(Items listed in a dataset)
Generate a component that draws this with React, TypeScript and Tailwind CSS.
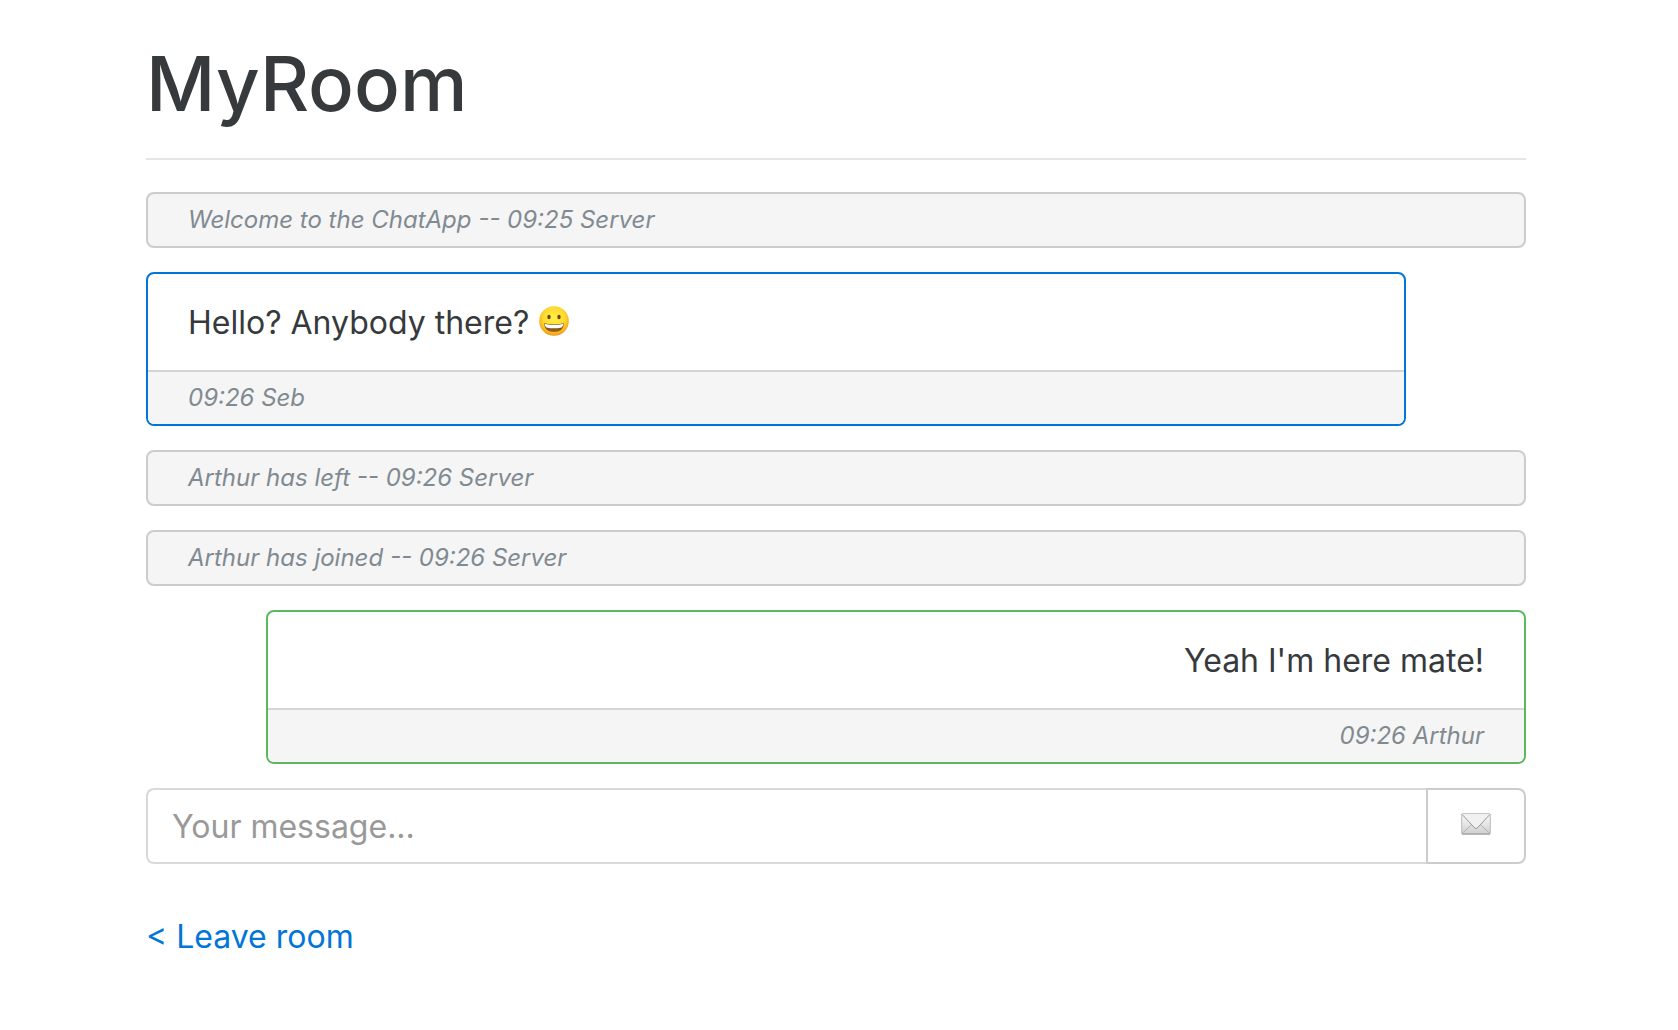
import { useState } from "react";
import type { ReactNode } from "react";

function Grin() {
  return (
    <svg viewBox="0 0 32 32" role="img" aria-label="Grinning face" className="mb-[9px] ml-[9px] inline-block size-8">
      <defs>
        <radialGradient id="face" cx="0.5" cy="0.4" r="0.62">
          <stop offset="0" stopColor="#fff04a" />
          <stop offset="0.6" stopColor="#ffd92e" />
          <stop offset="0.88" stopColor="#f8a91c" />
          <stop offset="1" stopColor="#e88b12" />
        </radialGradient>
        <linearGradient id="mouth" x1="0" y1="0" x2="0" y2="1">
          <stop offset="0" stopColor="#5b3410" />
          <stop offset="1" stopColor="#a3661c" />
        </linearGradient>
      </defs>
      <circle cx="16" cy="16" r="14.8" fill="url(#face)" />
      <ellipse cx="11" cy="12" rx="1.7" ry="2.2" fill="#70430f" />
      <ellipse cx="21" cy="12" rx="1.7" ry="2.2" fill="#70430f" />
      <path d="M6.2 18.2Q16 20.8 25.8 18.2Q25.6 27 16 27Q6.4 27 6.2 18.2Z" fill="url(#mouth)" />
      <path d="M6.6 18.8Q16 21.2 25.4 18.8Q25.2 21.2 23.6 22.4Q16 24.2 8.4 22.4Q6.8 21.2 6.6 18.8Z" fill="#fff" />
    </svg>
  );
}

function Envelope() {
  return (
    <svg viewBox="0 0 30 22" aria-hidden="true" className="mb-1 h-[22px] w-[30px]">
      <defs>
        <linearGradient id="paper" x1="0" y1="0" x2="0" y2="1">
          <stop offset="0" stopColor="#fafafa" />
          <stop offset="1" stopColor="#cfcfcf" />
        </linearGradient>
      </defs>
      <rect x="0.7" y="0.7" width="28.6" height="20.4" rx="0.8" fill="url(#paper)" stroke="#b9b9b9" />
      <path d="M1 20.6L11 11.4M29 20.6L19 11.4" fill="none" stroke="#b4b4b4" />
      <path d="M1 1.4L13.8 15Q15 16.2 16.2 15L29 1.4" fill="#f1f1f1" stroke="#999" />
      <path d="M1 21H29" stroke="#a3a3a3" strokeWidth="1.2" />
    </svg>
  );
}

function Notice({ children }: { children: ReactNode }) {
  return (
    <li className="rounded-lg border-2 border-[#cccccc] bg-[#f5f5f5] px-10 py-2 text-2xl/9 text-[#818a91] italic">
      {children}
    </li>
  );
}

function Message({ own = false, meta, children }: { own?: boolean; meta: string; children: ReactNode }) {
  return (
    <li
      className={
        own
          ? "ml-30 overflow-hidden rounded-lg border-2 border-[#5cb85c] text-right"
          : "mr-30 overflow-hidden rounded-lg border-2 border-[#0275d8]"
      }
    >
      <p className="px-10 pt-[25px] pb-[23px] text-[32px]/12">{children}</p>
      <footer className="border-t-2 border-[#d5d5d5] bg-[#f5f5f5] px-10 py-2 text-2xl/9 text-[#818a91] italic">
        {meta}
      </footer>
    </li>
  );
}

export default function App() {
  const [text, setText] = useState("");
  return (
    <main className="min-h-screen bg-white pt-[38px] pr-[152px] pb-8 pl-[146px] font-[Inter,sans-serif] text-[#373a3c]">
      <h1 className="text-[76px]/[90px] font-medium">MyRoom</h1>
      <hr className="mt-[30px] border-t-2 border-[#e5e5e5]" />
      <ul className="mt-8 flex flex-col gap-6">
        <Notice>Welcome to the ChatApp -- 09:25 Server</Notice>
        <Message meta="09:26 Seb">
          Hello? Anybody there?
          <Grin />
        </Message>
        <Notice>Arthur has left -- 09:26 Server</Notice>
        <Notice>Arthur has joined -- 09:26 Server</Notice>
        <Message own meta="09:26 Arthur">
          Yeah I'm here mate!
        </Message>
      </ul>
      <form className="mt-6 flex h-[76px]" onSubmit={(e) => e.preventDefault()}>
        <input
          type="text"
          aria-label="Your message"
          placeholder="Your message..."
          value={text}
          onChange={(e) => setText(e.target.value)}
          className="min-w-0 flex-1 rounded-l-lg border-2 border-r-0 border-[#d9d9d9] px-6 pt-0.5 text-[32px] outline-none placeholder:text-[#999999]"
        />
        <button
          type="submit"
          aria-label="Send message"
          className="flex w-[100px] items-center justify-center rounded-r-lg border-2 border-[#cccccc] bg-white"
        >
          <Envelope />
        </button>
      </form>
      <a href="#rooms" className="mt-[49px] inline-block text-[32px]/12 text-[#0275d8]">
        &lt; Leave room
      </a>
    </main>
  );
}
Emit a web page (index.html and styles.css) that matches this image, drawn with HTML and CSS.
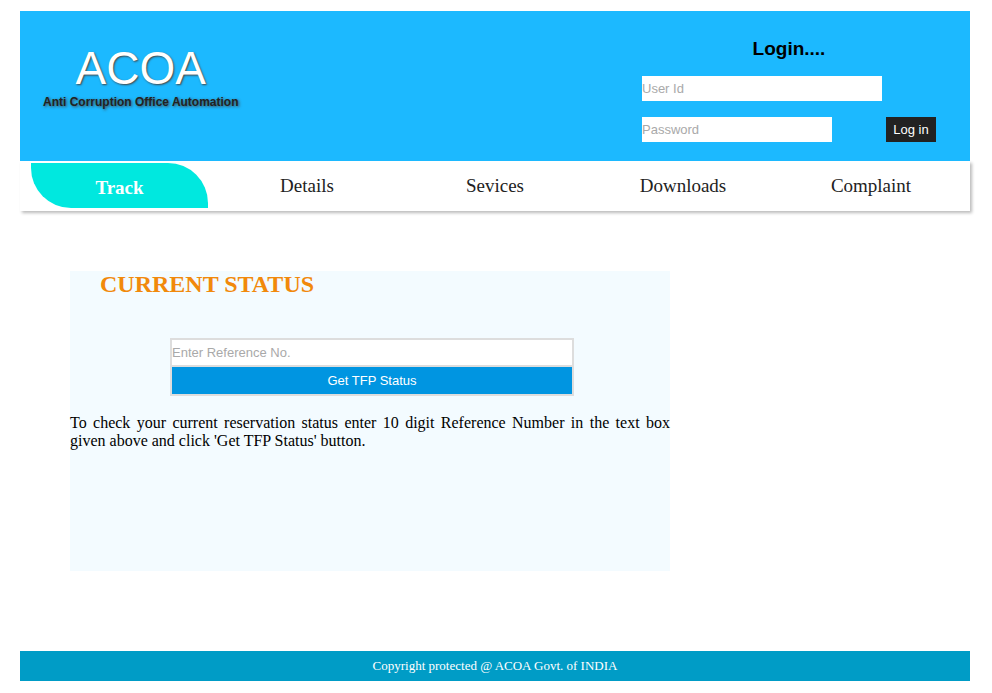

Problem details.
Each record above should come back exactly the same, only without its pictures.

Exercise answer.
Generate a component that draws this with React, TypeScript and Tailwind CSS.
import { useState } from "react";
import type { ReactNode } from "react";

function Grin() {
  return (
    <svg viewBox="0 0 32 32" role="img" aria-label="Grinning face" className="mb-[9px] ml-[9px] inline-block size-8">
      <defs>
        <radialGradient id="face" cx="0.5" cy="0.4" r="0.62">
          <stop offset="0" stopColor="#fff04a" />
          <stop offset="0.6" stopColor="#ffd92e" />
          <stop offset="0.88" stopColor="#f8a91c" />
          <stop offset="1" stopColor="#e88b12" />
        </radialGradient>
        <linearGradient id="mouth" x1="0" y1="0" x2="0" y2="1">
          <stop offset="0" stopColor="#5b3410" />
          <stop offset="1" stopColor="#a3661c" />
        </linearGradient>
      </defs>
      <circle cx="16" cy="16" r="14.8" fill="url(#face)" />
      <ellipse cx="11" cy="12" rx="1.7" ry="2.2" fill="#70430f" />
      <ellipse cx="21" cy="12" rx="1.7" ry="2.2" fill="#70430f" />
      <path d="M6.2 18.2Q16 20.8 25.8 18.2Q25.6 27 16 27Q6.4 27 6.2 18.2Z" fill="url(#mouth)" />
      <path d="M6.6 18.8Q16 21.2 25.4 18.8Q25.2 21.2 23.6 22.4Q16 24.2 8.4 22.4Q6.8 21.2 6.6 18.8Z" fill="#fff" />
    </svg>
  );
}

function Envelope() {
  return (
    <svg viewBox="0 0 30 22" aria-hidden="true" className="mb-1 h-[22px] w-[30px]">
      <defs>
        <linearGradient id="paper" x1="0" y1="0" x2="0" y2="1">
          <stop offset="0" stopColor="#fafafa" />
          <stop offset="1" stopColor="#cfcfcf" />
        </linearGradient>
      </defs>
      <rect x="0.7" y="0.7" width="28.6" height="20.4" rx="0.8" fill="url(#paper)" stroke="#b9b9b9" />
      <path d="M1 20.6L11 11.4M29 20.6L19 11.4" fill="none" stroke="#b4b4b4" />
      <path d="M1 1.4L13.8 15Q15 16.2 16.2 15L29 1.4" fill="#f1f1f1" stroke="#999" />
      <path d="M1 21H29" stroke="#a3a3a3" strokeWidth="1.2" />
    </svg>
  );
}

function Notice({ children }: { children: ReactNode }) {
  return (
    <li className="rounded-lg border-2 border-[#cccccc] bg-[#f5f5f5] px-10 py-2 text-2xl/9 text-[#818a91] italic">
      {children}
    </li>
  );
}

function Message({ own = false, meta, children }: { own?: boolean; meta: string; children: ReactNode }) {
  return (
    <li
      className={
        own
          ? "ml-30 overflow-hidden rounded-lg border-2 border-[#5cb85c] text-right"
          : "mr-30 overflow-hidden rounded-lg border-2 border-[#0275d8]"
      }
    >
      <p className="px-10 pt-[25px] pb-[23px] text-[32px]/12">{children}</p>
      <footer className="border-t-2 border-[#d5d5d5] bg-[#f5f5f5] px-10 py-2 text-2xl/9 text-[#818a91] italic">
        {meta}
      </footer>
    </li>
  );
}

export default function App() {
  const [text, setText] = useState("");
  return (
    <main className="min-h-screen bg-white pt-[38px] pr-[152px] pb-8 pl-[146px] font-[Inter,sans-serif] text-[#373a3c]">
      <h1 className="text-[76px]/[90px] font-medium">MyRoom</h1>
      <hr className="mt-[30px] border-t-2 border-[#e5e5e5]" />
      <ul className="mt-8 flex flex-col gap-6">
        <Notice>Welcome to the ChatApp -- 09:25 Server</Notice>
        <Message meta="09:26 Seb">
          Hello? Anybody there?
          <Grin />
        </Message>
        <Notice>Arthur has left -- 09:26 Server</Notice>
        <Notice>Arthur has joined -- 09:26 Server</Notice>
        <Message own meta="09:26 Arthur">
          Yeah I'm here mate!
        </Message>
      </ul>
      <form className="mt-6 flex h-[76px]" onSubmit={(e) => e.preventDefault()}>
        <input
          type="text"
          aria-label="Your message"
          placeholder="Your message..."
          value={text}
          onChange={(e) => setText(e.target.value)}
          className="min-w-0 flex-1 rounded-l-lg border-2 border-r-0 border-[#d9d9d9] px-6 pt-0.5 text-[32px] outline-none placeholder:text-[#999999]"
        />
        <button
          type="submit"
          aria-label="Send message"
          className="flex w-[100px] items-center justify-center rounded-r-lg border-2 border-[#cccccc] bg-white"
        >
          <Envelope />
        </button>
      </form>
      <a href="#rooms" className="mt-[49px] inline-block text-[32px]/12 text-[#0275d8]">
        &lt; Leave room
      </a>
    </main>
  );
}
Emit a web page (index.html and styles.css) that matches this image, drawn with HTML and CSS.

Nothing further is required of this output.